## Provided information

▽

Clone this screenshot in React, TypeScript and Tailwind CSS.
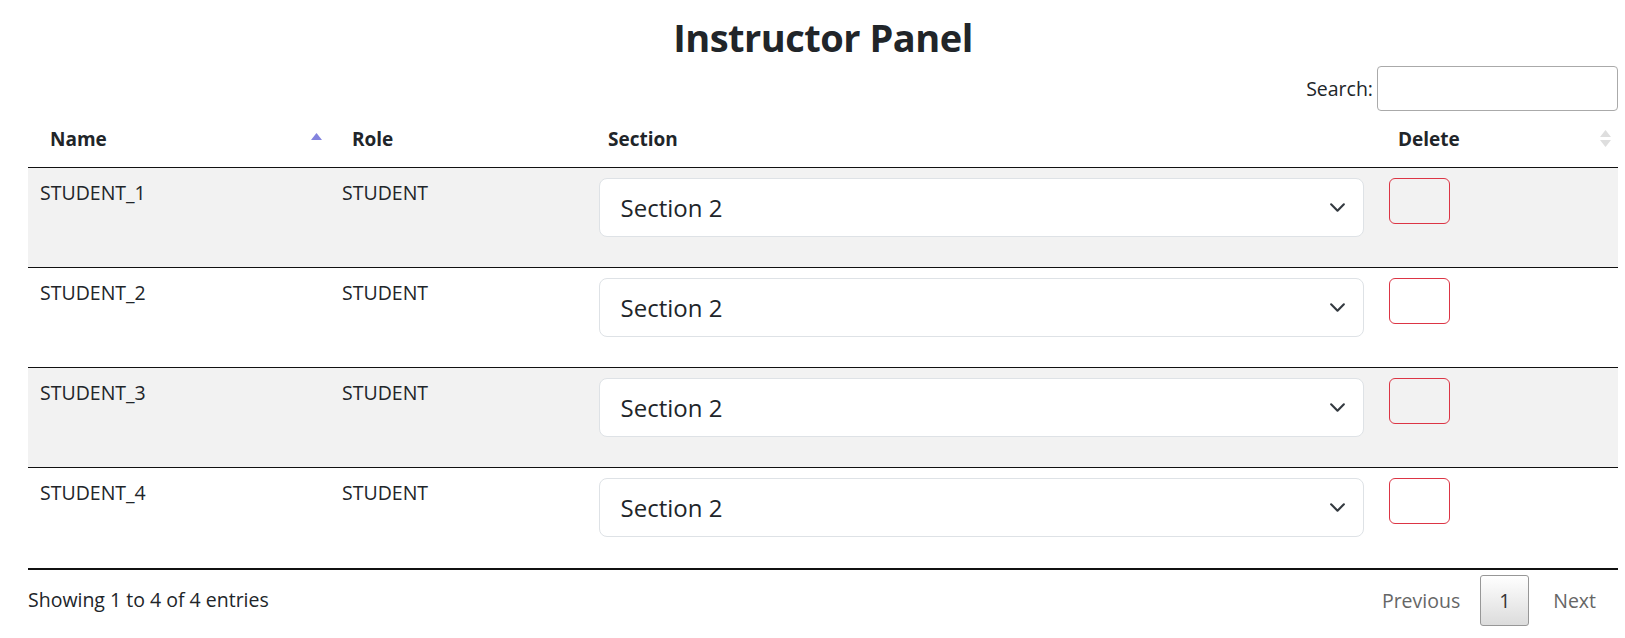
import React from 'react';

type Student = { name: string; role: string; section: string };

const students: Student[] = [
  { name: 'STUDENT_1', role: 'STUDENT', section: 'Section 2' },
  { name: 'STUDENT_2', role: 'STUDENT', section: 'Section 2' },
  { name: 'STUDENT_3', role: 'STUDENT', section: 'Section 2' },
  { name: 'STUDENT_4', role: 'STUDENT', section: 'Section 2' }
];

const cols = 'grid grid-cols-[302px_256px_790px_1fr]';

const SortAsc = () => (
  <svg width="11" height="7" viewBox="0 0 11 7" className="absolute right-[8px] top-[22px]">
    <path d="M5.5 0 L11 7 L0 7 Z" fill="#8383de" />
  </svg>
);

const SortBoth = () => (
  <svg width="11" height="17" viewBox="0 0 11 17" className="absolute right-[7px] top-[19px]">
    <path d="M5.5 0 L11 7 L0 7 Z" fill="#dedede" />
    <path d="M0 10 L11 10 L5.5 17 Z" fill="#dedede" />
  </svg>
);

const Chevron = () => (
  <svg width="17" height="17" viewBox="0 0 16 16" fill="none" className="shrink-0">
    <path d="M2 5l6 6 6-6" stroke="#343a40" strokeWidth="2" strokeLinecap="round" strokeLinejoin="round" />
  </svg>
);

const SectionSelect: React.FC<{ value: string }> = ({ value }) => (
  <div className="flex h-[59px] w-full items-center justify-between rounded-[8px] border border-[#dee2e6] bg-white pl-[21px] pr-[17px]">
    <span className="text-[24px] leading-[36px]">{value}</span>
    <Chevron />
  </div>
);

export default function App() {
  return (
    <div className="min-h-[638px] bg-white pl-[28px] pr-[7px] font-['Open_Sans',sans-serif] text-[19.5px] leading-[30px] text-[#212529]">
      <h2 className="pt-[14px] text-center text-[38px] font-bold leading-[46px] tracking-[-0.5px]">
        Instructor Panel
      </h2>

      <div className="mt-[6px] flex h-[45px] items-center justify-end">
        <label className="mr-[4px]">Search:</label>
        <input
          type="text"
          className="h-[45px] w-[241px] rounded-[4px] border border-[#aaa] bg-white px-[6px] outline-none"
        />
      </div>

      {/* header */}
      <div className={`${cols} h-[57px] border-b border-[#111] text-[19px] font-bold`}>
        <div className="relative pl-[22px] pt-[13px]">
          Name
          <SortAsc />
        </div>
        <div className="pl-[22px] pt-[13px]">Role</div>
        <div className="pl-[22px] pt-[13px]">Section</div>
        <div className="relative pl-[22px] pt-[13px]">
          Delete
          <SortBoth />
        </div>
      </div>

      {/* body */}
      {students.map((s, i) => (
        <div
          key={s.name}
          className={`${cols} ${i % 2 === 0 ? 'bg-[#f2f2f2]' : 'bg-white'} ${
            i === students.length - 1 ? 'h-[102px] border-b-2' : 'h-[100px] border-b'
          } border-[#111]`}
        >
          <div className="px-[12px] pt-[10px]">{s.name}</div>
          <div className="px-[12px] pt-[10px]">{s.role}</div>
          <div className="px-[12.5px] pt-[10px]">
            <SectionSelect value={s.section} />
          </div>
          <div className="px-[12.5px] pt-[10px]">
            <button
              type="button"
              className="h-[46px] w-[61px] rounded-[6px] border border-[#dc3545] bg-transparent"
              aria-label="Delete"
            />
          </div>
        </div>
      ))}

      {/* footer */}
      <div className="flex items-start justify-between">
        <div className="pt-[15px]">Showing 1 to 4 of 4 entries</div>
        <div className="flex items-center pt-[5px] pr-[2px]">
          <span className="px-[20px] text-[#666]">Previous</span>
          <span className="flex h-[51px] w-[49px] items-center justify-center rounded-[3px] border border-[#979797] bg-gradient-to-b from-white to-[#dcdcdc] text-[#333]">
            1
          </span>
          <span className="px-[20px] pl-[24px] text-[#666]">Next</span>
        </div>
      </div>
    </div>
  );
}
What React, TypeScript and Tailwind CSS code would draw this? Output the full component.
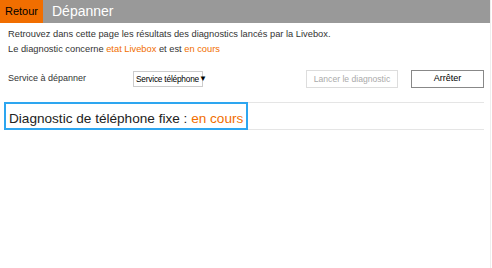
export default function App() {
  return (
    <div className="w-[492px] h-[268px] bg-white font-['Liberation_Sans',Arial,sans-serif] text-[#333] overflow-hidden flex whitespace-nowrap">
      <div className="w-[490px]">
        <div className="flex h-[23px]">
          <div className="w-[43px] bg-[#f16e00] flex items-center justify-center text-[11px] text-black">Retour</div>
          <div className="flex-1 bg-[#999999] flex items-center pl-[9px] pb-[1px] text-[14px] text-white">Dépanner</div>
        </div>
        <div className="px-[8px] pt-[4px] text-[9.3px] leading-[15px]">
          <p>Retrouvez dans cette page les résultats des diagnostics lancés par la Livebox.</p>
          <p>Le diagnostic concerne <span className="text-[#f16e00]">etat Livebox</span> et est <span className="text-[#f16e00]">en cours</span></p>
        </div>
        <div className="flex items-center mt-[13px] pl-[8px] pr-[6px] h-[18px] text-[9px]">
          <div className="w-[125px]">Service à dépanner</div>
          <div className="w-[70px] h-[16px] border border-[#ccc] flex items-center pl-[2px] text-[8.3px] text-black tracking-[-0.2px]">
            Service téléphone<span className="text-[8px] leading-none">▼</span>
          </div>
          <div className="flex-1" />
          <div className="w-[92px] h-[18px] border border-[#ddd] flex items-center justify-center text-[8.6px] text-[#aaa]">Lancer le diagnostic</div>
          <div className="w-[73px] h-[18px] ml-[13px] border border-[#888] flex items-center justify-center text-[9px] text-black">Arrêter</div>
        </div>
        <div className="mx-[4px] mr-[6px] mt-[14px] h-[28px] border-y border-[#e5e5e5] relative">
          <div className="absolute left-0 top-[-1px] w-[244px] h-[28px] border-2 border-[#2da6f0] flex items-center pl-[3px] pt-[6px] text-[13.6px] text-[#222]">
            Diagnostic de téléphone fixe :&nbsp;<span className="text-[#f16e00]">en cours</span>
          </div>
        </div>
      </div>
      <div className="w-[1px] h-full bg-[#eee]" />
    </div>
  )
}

△

## Requirement
Set down every entry word for word, but omit the pictures.

## Right answer
Clone this screenshot in React, TypeScript and Tailwind CSS.
import React from 'react';

type Student = { name: string; role: string; section: string };

const students: Student[] = [
  { name: 'STUDENT_1', role: 'STUDENT', section: 'Section 2' },
  { name: 'STUDENT_2', role: 'STUDENT', section: 'Section 2' },
  { name: 'STUDENT_3', role: 'STUDENT', section: 'Section 2' },
  { name: 'STUDENT_4', role: 'STUDENT', section: 'Section 2' }
];

const cols = 'grid grid-cols-[302px_256px_790px_1fr]';

const SortAsc = () => (
  <svg width="11" height="7" viewBox="0 0 11 7" className="absolute right-[8px] top-[22px]">
    <path d="M5.5 0 L11 7 L0 7 Z" fill="#8383de" />
  </svg>
);

const SortBoth = () => (
  <svg width="11" height="17" viewBox="0 0 11 17" className="absolute right-[7px] top-[19px]">
    <path d="M5.5 0 L11 7 L0 7 Z" fill="#dedede" />
    <path d="M0 10 L11 10 L5.5 17 Z" fill="#dedede" />
  </svg>
);

const Chevron = () => (
  <svg width="17" height="17" viewBox="0 0 16 16" fill="none" className="shrink-0">
    <path d="M2 5l6 6 6-6" stroke="#343a40" strokeWidth="2" strokeLinecap="round" strokeLinejoin="round" />
  </svg>
);

const SectionSelect: React.FC<{ value: string }> = ({ value }) => (
  <div className="flex h-[59px] w-full items-center justify-between rounded-[8px] border border-[#dee2e6] bg-white pl-[21px] pr-[17px]">
    <span className="text-[24px] leading-[36px]">{value}</span>
    <Chevron />
  </div>
);

export default function App() {
  return (
    <div className="min-h-[638px] bg-white pl-[28px] pr-[7px] font-['Open_Sans',sans-serif] text-[19.5px] leading-[30px] text-[#212529]">
      <h2 className="pt-[14px] text-center text-[38px] font-bold leading-[46px] tracking-[-0.5px]">
        Instructor Panel
      </h2>

      <div className="mt-[6px] flex h-[45px] items-center justify-end">
        <label className="mr-[4px]">Search:</label>
        <input
          type="text"
          className="h-[45px] w-[241px] rounded-[4px] border border-[#aaa] bg-white px-[6px] outline-none"
        />
      </div>

      {/* header */}
      <div className={`${cols} h-[57px] border-b border-[#111] text-[19px] font-bold`}>
        <div className="relative pl-[22px] pt-[13px]">
          Name
          <SortAsc />
        </div>
        <div className="pl-[22px] pt-[13px]">Role</div>
        <div className="pl-[22px] pt-[13px]">Section</div>
        <div className="relative pl-[22px] pt-[13px]">
          Delete
          <SortBoth />
        </div>
      </div>

      {/* body */}
      {students.map((s, i) => (
        <div
          key={s.name}
          className={`${cols} ${i % 2 === 0 ? 'bg-[#f2f2f2]' : 'bg-white'} ${
            i === students.length - 1 ? 'h-[102px] border-b-2' : 'h-[100px] border-b'
          } border-[#111]`}
        >
          <div className="px-[12px] pt-[10px]">{s.name}</div>
          <div className="px-[12px] pt-[10px]">{s.role}</div>
          <div className="px-[12.5px] pt-[10px]">
            <SectionSelect value={s.section} />
          </div>
          <div className="px-[12.5px] pt-[10px]">
            <button
              type="button"
              className="h-[46px] w-[61px] rounded-[6px] border border-[#dc3545] bg-transparent"
              aria-label="Delete"
            />
          </div>
        </div>
      ))}

      {/* footer */}
      <div className="flex items-start justify-between">
        <div className="pt-[15px]">Showing 1 to 4 of 4 entries</div>
        <div className="flex items-center pt-[5px] pr-[2px]">
          <span className="px-[20px] text-[#666]">Previous</span>
          <span className="flex h-[51px] w-[49px] items-center justify-center rounded-[3px] border border-[#979797] bg-gradient-to-b from-white to-[#dcdcdc] text-[#333]">
            1
          </span>
          <span className="px-[20px] pl-[24px] text-[#666]">Next</span>
        </div>
      </div>
    </div>
  );
}
What React, TypeScript and Tailwind CSS code would draw this? Output the full component.
export default function App() {
  return (
    <div className="w-[492px] h-[268px] bg-white font-['Liberation_Sans',Arial,sans-serif] text-[#333] overflow-hidden flex whitespace-nowrap">
      <div className="w-[490px]">
        <div className="flex h-[23px]">
          <div className="w-[43px] bg-[#f16e00] flex items-center justify-center text-[11px] text-black">Retour</div>
          <div className="flex-1 bg-[#999999] flex items-center pl-[9px] pb-[1px] text-[14px] text-white">Dépanner</div>
        </div>
        <div className="px-[8px] pt-[4px] text-[9.3px] leading-[15px]">
          <p>Retrouvez dans cette page les résultats des diagnostics lancés par la Livebox.</p>
          <p>Le diagnostic concerne <span className="text-[#f16e00]">etat Livebox</span> et est <span className="text-[#f16e00]">en cours</span></p>
        </div>
        <div className="flex items-center mt-[13px] pl-[8px] pr-[6px] h-[18px] text-[9px]">
          <div className="w-[125px]">Service à dépanner</div>
          <div className="w-[70px] h-[16px] border border-[#ccc] flex items-center pl-[2px] text-[8.3px] text-black tracking-[-0.2px]">
            Service téléphone<span className="text-[8px] leading-none">▼</span>
          </div>
          <div className="flex-1" />
          <div className="w-[92px] h-[18px] border border-[#ddd] flex items-center justify-center text-[8.6px] text-[#aaa]">Lancer le diagnostic</div>
          <div className="w-[73px] h-[18px] ml-[13px] border border-[#888] flex items-center justify-center text-[9px] text-black">Arrêter</div>
        </div>
        <div className="mx-[4px] mr-[6px] mt-[14px] h-[28px] border-y border-[#e5e5e5] relative">
          <div className="absolute left-0 top-[-1px] w-[244px] h-[28px] border-2 border-[#2da6f0] flex items-center pl-[3px] pt-[6px] text-[13.6px] text-[#222]">
            Diagnostic de téléphone fixe :&nbsp;<span className="text-[#f16e00]">en cours</span>
          </div>
        </div>
      </div>
      <div className="w-[1px] h-full bg-[#eee]" />
    </div>
  )
}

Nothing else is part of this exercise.